Pour toutes ces raisons, nous devons aller plus loin. Vous le souhaitez, madame la présidente, je l'ai entendu dans votre intervention. Nous le souhaitons aussi. Ensemble, nous pouvons avancer dans le débat qui va suivre. C'est le sens d'une série d'amendements que les députés communistes et du parti de gauche proposeront.
Il est d'abord important d'affirmer que la parité, ce n'est pas 40 %, taux adopté en commission, mais 50 %. L'égalité n'est pas un quota, la parité non plus. Puisque les femmes sont aussi compétentes et nombreuses que les hommes, on ne peut accepter, au nom de la démocratie, moins que la parité. La parité, ce n'est pas trop, ce n'est pas un « trop plein », chers collègues.
S'il est juste de penser qu'une véritable parité dans les conseils d'administration et de surveillance constituerait une avancée en soi pour les femmes concernées, nous savons qu'elle ne permettrait pas à elle seule de résoudre le problème des inégalités professionnelles.
Nous l'avons vu avec la loi sur la parité. Il s'agit d'une avancée en soi là où les élections ont eu lieu au scrutin de listes à la proportionnelle. Mais elle n'a pas permis une réelle évolution des mentalités. J'en veux pour preuve la stagnation de la place des femmes partout où le scrutin n'est pas proportionnel.
Peut-on se représenter, en 2010, que, bien que plus nombreuses que les hommes dans l'électorat, les femmes ne représentent que 18 % des effectifs de l'Assemblée, 22 % de ceux du Sénat et 13 % de ceux des conseils généraux ? Que seulement 11 % des maires sont des femmes ? Et cela ne va pas s'arranger avec la proposition de votre majorité d'instaurer le scrutin uninominal à un tour pour l'élection des fameux conseillers territoriaux – je crains qu'il y ait peu de conseillères. (Mme Marie-Jo Zimmermann approuve.)
De même, alors que la précarité explose et que les femmes en sont les premières victimes, il est indispensable de stimuler la négociation salariale en organisant une grande conférence nationale sur les salaires et en sanctionnant les entreprises qui ne respecteraient pas l'obligation d'une négociation annuelle portant sur la réalisation de l'égalité des salaires entre femmes et hommes.
Démocratiser l'entreprise est une des conditions de la réduction des inégalités de genre, tout comme la suppression des logiques financières qui ont mené à la crise que nous connaissons, une crise dont les femmes payent le prix fort, elles qui sont déjà doublement exploitées avec les bas salaires et la précarité.
C'est pourquoi nous vous proposons des amendements visant à faire entrer les représentantes et les représentants des salariés dans ces lieux de décision stratégiques pour la gestion des entreprises que sont les conseils d'administration et de surveillance, visant à leur donner non seulement voix délibérative mais aussi un droit de veto contre les licenciements ou la flexibilisation des horaires.

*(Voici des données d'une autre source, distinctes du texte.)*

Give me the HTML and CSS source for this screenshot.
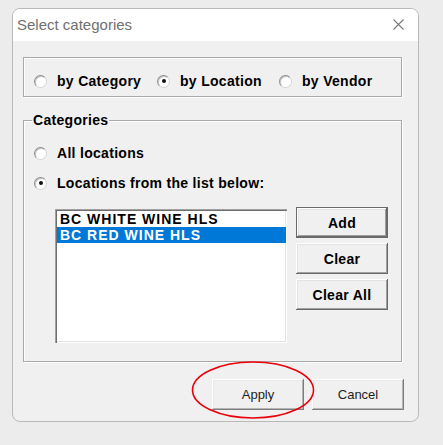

Enfin, il est impératif d'agir en amont de la vie professionnelle, car une bonne partie des inégalités qui la parsèment trouvent leurs origines dans les choix d'orientation. Il faut lancer une grande campagne pour faire reculer les discriminations dans l'accès aux filières et aux métiers. Il faut créer un grand service public unifié de l'éducation, de la formation et de l'orientation scolaire, plaçant au coeur de ses missions la lutte contre les inégalités de genre.
Chers collègues, comme nous travaillons tous groupes confondus au sein de la mission spéciale destinée à la rédaction d'un texte de loi contre les violences faites aux femmes, et comme nous sommes en passe d'aboutir, pourquoi ne pas travailler, dans le même état d'esprit, à une grande loi-cadre sur l'égalité de responsabilités entre les femmes et les hommes, réellement susceptible de changer la donne ?
Si votre initiative est intéressante, madame la présidente de la délégation, elle mériterait beaucoup plus. En votant les amendements communistes et du parti de gauche, vous contribuerez à rendre ce texte plus utile aux femmes de ce pays. C'est dans cette attente que les députés communistes et du parti de gauche décideront de leur vote. (Applaudissements sur les bancs du groupe SRC.)